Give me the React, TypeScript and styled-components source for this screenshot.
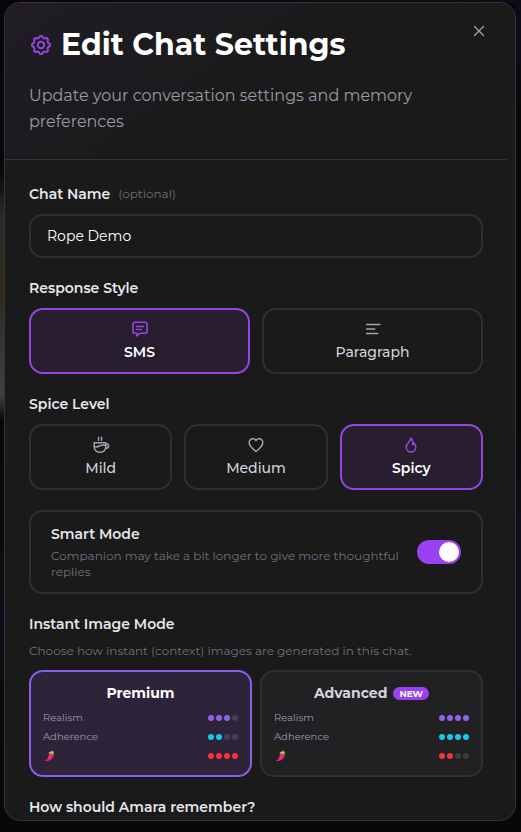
import React, { useState } from "react";
import styled, { createGlobalStyle, css } from "styled-components";

const font = `Montserrat, Inter, "Open Sans", sans-serif`;

const GlobalStyle = createGlobalStyle`
  *, *::before, *::after { box-sizing: border-box; }
  body { margin: 0; background: #070609; }
  button, input { font-family: inherit; }
`;

const Page = styled.div`
  display: flex;
  height: 100vh;
  padding: 2px 5px 11px 4px;
  font-family: ${font};
  color: #e5e7eb;
  background:
    linear-gradient(180deg, transparent 170px, #2e2a24 215px, #302820 290px, #373936 360px, #40423f 395px, transparent 420px) left top / 5px 100% no-repeat,
    linear-gradient(180deg, transparent 55%, #120c18 75%, transparent 90%) left top / 5px 100% no-repeat,
    linear-gradient(180deg, #0f0a18 0, #0f0a18 50px, transparent 110px, transparent 430px, #120e1b 530px, #120e1b 680px, transparent 760px) right top / 6px 100% no-repeat,
    linear-gradient(90deg, #070609, #120b1b) left top / 100% 3px no-repeat,
    #08080a;
`;

const Dialog = styled.section`
  position: relative;
  flex: 1;
  min-width: 0;
  border: 1px solid #353537;
  border-radius: 16px;
  background: #1a1a1a;
  overflow: hidden;
`;

const Scroller = styled.div`
  height: 100%;
  padding-right: 8px;
  overflow-y: auto;
  scrollbar-width: none;
`;

const Header = styled.header`
  padding: 24px;
  border-bottom: 1px solid #323233;
  background: linear-gradient(145deg, #211c26 0%, #1a1a1a 50%);
`;

const TitleRow = styled.div`
  display: flex;
  align-items: center;
  gap: 8px;
  margin-bottom: 20px;
  color: #9147df;
`;

const Title = styled.h1`
  margin: 0;
  font-size: 30px;
  line-height: 36px;
  font-weight: 700;
  color: #fff;
`;

const Subtitle = styled.p`
  margin: 0;
  font-size: 16px;
  line-height: 26px;
  color: #949ca9;
`;

const CloseButton = styled.button`
  position: absolute;
  top: 16px;
  right: 24px;
  display: flex;
  padding: 0;
  border: 0;
  background: none;
  color: #a0a0a2;
  cursor: pointer;
`;

const Body = styled.form`
  display: flex;
  flex-direction: column;
  gap: 20px;
  padding: 24px;
`;

const Section = styled.div`
  display: flex;
  flex-direction: column;
  gap: 10px;
`;

const labelText = css`
  margin: 0;
  font-size: 14px;
  line-height: 20px;
  font-weight: 600;
  color: #e5e7eb;
`;

const FieldLabel = styled.label`
  ${labelText}
  display: flex;
  gap: 8px;
`;

const Heading = styled.h2`
  ${labelText}
`;

const Optional = styled.span`
  font-size: 12px;
  font-weight: 400;
  color: #6b7280;
`;

const Heads = styled.div`
  display: flex;
  flex-direction: column;
  gap: 8px;
`;

const Hint = styled.p<{ $line: number }>`
  margin: 0;
  font-size: 12px;
  line-height: ${(p) => p.$line}px;
  color: #6b7280;
`;

const TextInput = styled.input`
  width: 100%;
  height: 44px;
  padding: 0 16px;
  border: 2px solid #303031;
  border-radius: 14px;
  background: #1a1a1a;
  color: #fff;
  font-size: 14px;
  outline: none;
`;

const Choices = styled.div<{ $columns: number; $gap: number }>`
  display: grid;
  grid-template-columns: repeat(${(p) => p.$columns}, minmax(0, 1fr));
  gap: ${(p) => p.$gap}px;
`;

const Choice = styled.button<{ $on: boolean }>`
  display: flex;
  flex-direction: column;
  align-items: center;
  gap: 4px;
  padding: 10px;
  border: 2px solid ${(p) => (p.$on ? "#9147df" : "#303031")};
  border-radius: 14px;
  background: ${(p) => (p.$on ? "#281e30" : "#1a1a1a")};
  color: ${(p) => (p.$on ? "#fff" : "#d1d5db")};
  font-size: 14px;
  line-height: 20px;
  font-weight: ${(p) => (p.$on ? 600 : 500)};
  cursor: pointer;

  svg { color: ${(p) => (p.$on ? "#9147df" : "#a0a4ae")}; }
`;

const SwitchCard = styled.label`
  display: flex;
  align-items: center;
  justify-content: space-between;
  gap: 16px;
  padding: 12px 20px;
  border: 2px solid #303031;
  border-radius: 14px;
`;

const SwitchText = styled.span`
  display: flex;
  flex-direction: column;
  gap: 4px;
`;

const SwitchTitle = styled.span`
  ${labelText}
`;

const Switch = styled.input`
  appearance: none;
  display: flex;
  flex-shrink: 0;
  width: 44px;
  height: 24px;
  margin: 0;
  padding: 2px;
  border-radius: 12px;
  background: #3a3a3d;

  &::before {
    content: "";
    width: 20px;
    height: 20px;
    border-radius: 50%;
    background: #fff;
  }
  &:checked { justify-content: flex-end; background: #9a41f2; }
`;

const ModeCard = styled.button<{ $on: boolean }>`
  display: flex;
  flex-direction: column;
  gap: 4px;
  padding: 10px 12px;
  border: 2px solid ${(p) => (p.$on ? "#8a5ee6" : "#303032")};
  border-radius: 14px;
  background: ${(p) => (p.$on ? "#2d2439" : "#212123")};
  color: ${(p) => (p.$on ? "#fff" : "#d1d5db")};
  cursor: pointer;
`;

const ModeTitle = styled.span`
  display: flex;
  align-items: center;
  justify-content: center;
  gap: 6px;
  font-size: 14px;
  line-height: 22px;
  font-weight: 700;
`;

const Badge = styled.span`
  padding: 0 6px;
  border-radius: 7px;
  background: #9a41f2;
  color: #fff;
  font-size: 9px;
  line-height: 13px;
  font-weight: 700;
`;

const Ratings = styled.span`
  display: flex;
  flex-direction: column;
`;

const Rating = styled.span`
  display: flex;
  align-items: center;
  justify-content: space-between;
  height: 19px;
  font-size: 10px;
  line-height: 19px;
  font-weight: 400;
  color: #949dad;
`;

const Dots = styled.span`
  display: flex;
  gap: 2px;
`;

const Dot = styled.span<{ $color: string }>`
  width: 6px;
  height: 6px;
  border-radius: 50%;
  background: ${(p) => p.$color};
`;

const Icon = ({ size = 18, width = 1.6, children }: { size?: number; width?: number; children: React.ReactNode }) => (
  <svg width={size} height={size} viewBox={`0 0 ${size} ${size}`} fill="none" stroke="currentColor" strokeWidth={width} strokeLinecap="round" strokeLinejoin="round" aria-hidden="true">
    {children}
  </svg>
);

const gearOutline =
  Array.from({ length: 96 }, (_, i) => {
    const a = (i / 96) * Math.PI * 2;
    const r = 8.2 + 0.9 * Math.tanh(1.6 * Math.cos(8 * a));
    return `${i ? "L" : "M"}${(12 + r * Math.sin(a)).toFixed(2)} ${(12 - r * Math.cos(a)).toFixed(2)}`;
  }).join("") + "Z";

const GearIcon = () => (
  <Icon size={24} width={2}>
    <path d={gearOutline} />
    <circle cx="12" cy="12" r="3.2" />
  </Icon>
);
const CloseIcon = () => (
  <Icon size={24} width={1.3}>
    <path d="M7.5 7.5l9 9M16.5 7.5l-9 9" />
  </Icon>
);
const MessageIcon = () => (
  <Icon>
    <path d="M4 2.3h10a2 2 0 0 1 2 2v6.9a2 2 0 0 1-2 2H9.2l-3.4 2.6v-2.6H4a2 2 0 0 1-2-2V4.3a2 2 0 0 1 2-2z" />
    <path d="M5.5 6.500h7M5.5 9.500h5" />
  </Icon>
);
const LinesIcon = () => (
  <Icon>
    <path d="M2.7 4.500h13M2.7 9h8M2.7 13.500h11" />
  </Icon>
);
const CupIcon = () => (
  <Icon width={1.5}>
    <path d="M2.2 6.700h11.600v4.300a5.200 5.200 0 0 1-5.200 5.200H7.400A5.200 5.200 0 0 1 2.200 11z" />
    <path d="M13.800 8h1.100a1.600 1.600 0 0 1 1.600 1.600v.7a1.900 1.900 0 0 1-1.900 1.900h-.9M2.400 10.600c2.800.9 4-.1 5.600-.9s3.500-.9 5.600-.3" />
    <path d="M6.600 4.300c-.8-1 .7-1.700 0-2.800M9.600 4.300c-.8-1 .7-1.700 0-2.800" />
  </Icon>
);
const HeartIcon = () => (
  <Icon width={1.5}>
    <path d="M9 15.500C5.600 12.900 2.200 9.900 2.200 6.500A3.700 3.700 0 0 1 5.900 2.700C7.200 2.700 8.300 3.400 9 4.500c.7-1.100 1.800-1.800 3.100-1.800a3.700 3.700 0 0 1 3.700 3.800c0 3.400-3.400 6.400-6.800 9z" />
  </Icon>
);
const FlameIcon = () => (
  <Icon>
    <path d="M8.800 2c.3 2.900-4.600 5.100-4.600 9.200a4.800 4.800 0 0 0 9.600 0c0-1.700-.6-3-1.400-4.100-.3.900-.8 1.500-1.700 1.700C11 6 10.500 3.500 8.800 2z" />
  </Icon>
);
const ChiliIcon = () => (
  <svg width="14" height="14" viewBox="0 0 14 14" role="img" aria-label="Spiciness">
    <path d="M6.300 4.200C7.800 3 10.600 3.400 11 5c.4 3.600-3.200 7.300-8.200 7.100-.8-.1-.8-.9-.1-1.200C5.600 10 5.200 6.200 6.300 4.200z" fill="#d92868" />
    <path d="M7.500 5.100C7.200 7.200 7 9 5.600 10.300" stroke="#f3608b" strokeWidth=".7" fill="none" />
    <path d="M5.400 4.300C6 2.600 7.500 2.200 8.600 2.500L9.500 1.500l.9.500-.5.900c.9.400 1.300 1.200 1.300 2.300-1-.5-1.600-.5-2.300 0-.9-.9-2.200-1.100-3.500-.9z" fill="#a5ce4d" />
  </svg>
);

const responseStyles = [
  { name: "SMS", icon: <MessageIcon /> },
  { name: "Paragraph", icon: <LinesIcon /> },
];
const spiceLevels = [
  { name: "Mild", icon: <CupIcon /> },
  { name: "Medium", icon: <HeartIcon /> },
  { name: "Spicy", icon: <FlameIcon /> },
];
const imageModes = [
  { name: "Premium", isNew: false, scores: [3, 2, 4] },
  { name: "Advanced", isNew: true, scores: [4, 4, 2] },
];
const measures = [
  { label: "Realism", color: "#8e62ec" },
  { label: "Adherence", color: "#12cbe8" },
  { label: <ChiliIcon />, color: "#f4333d" },
];

type ChoiceGroupProps = {
  title: string;
  options: { name: string; icon: React.ReactNode }[];
  value: string;
  onChange: (name: string) => void;
};

const ChoiceGroup = ({ title, options, value, onChange }: ChoiceGroupProps) => (
  <Section>
    <Heading>{title}</Heading>
    <Choices $columns={options.length} $gap={12} role="group" aria-label={title}>
      {options.map((o) => (
        <Choice key={o.name} type="button" $on={o.name === value} aria-pressed={o.name === value} onClick={() => onChange(o.name)}>
          {o.icon}
          {o.name}
        </Choice>
      ))}
    </Choices>
  </Section>
);

export default function App() {
  const [name, setName] = useState("Rope Demo");
  const [style, setStyle] = useState("SMS");
  const [spice, setSpice] = useState("Spicy");
  const [smart, setSmart] = useState(true);
  const [mode, setMode] = useState("Premium");

  return (
    <Page>
      <GlobalStyle />
      <Dialog role="dialog" aria-labelledby="dialog-title">
        <Scroller>
          <Header>
            <TitleRow>
              <GearIcon />
              <Title id="dialog-title">Edit Chat Settings</Title>
            </TitleRow>
            <Subtitle>Update your conversation settings and memory preferences</Subtitle>
          </Header>
          <Body>
            <Section>
              <FieldLabel htmlFor="chat-name">
                Chat Name <Optional>(optional)</Optional>
              </FieldLabel>
              <TextInput id="chat-name" type="text" value={name} onChange={(e) => setName(e.target.value)} />
            </Section>
            <ChoiceGroup title="Response Style" options={responseStyles} value={style} onChange={setStyle} />
            <ChoiceGroup title="Spice Level" options={spiceLevels} value={spice} onChange={setSpice} />
            <SwitchCard htmlFor="smart-mode">
              <SwitchText>
                <SwitchTitle>Smart Mode</SwitchTitle>
                <Hint as="span" $line={16}>Companion may take a bit longer to give more thoughtful replies</Hint>
              </SwitchText>
              <Switch id="smart-mode" type="checkbox" role="switch" checked={smart} onChange={(e) => setSmart(e.target.checked)} />
            </SwitchCard>
            <Section>
              <Heads>
                <Heading>Instant Image Mode</Heading>
                <Hint $line={18}>Choose how instant (context) images are generated in this chat.</Hint>
              </Heads>
              <Choices $columns={2} $gap={8} role="group" aria-label="Instant Image Mode">
                {imageModes.map((m) => (
                  <ModeCard key={m.name} type="button" $on={m.name === mode} aria-pressed={m.name === mode} onClick={() => setMode(m.name)}>
                    <ModeTitle>
                      {m.name}
                      {m.isNew && <Badge>NEW</Badge>}
                    </ModeTitle>
                    <Ratings>
                      {measures.map((measure, row) => (
                        <Rating key={row}>
                          {measure.label}
                          <Dots>
                            {[0, 1, 2, 3].map((i) => (
                              <Dot key={i} $color={i < m.scores[row] ? measure.color : "rgba(255, 255, 255, 0.12)"} />
                            ))}
                          </Dots>
                        </Rating>
                      ))}
                    </Ratings>
                  </ModeCard>
                ))}
              </Choices>
            </Section>
            <Heading>How should Amara remember?</Heading>
          </Body>
        </Scroller>
        <CloseButton type="button" aria-label="Close">
          <CloseIcon />
        </CloseButton>
      </Dialog>
    </Page>
  );
}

| WRITTEN PROBLEM |
Of all the lines in the data above, state how many include "components". Say only the number.

| TASK ANSWER |
2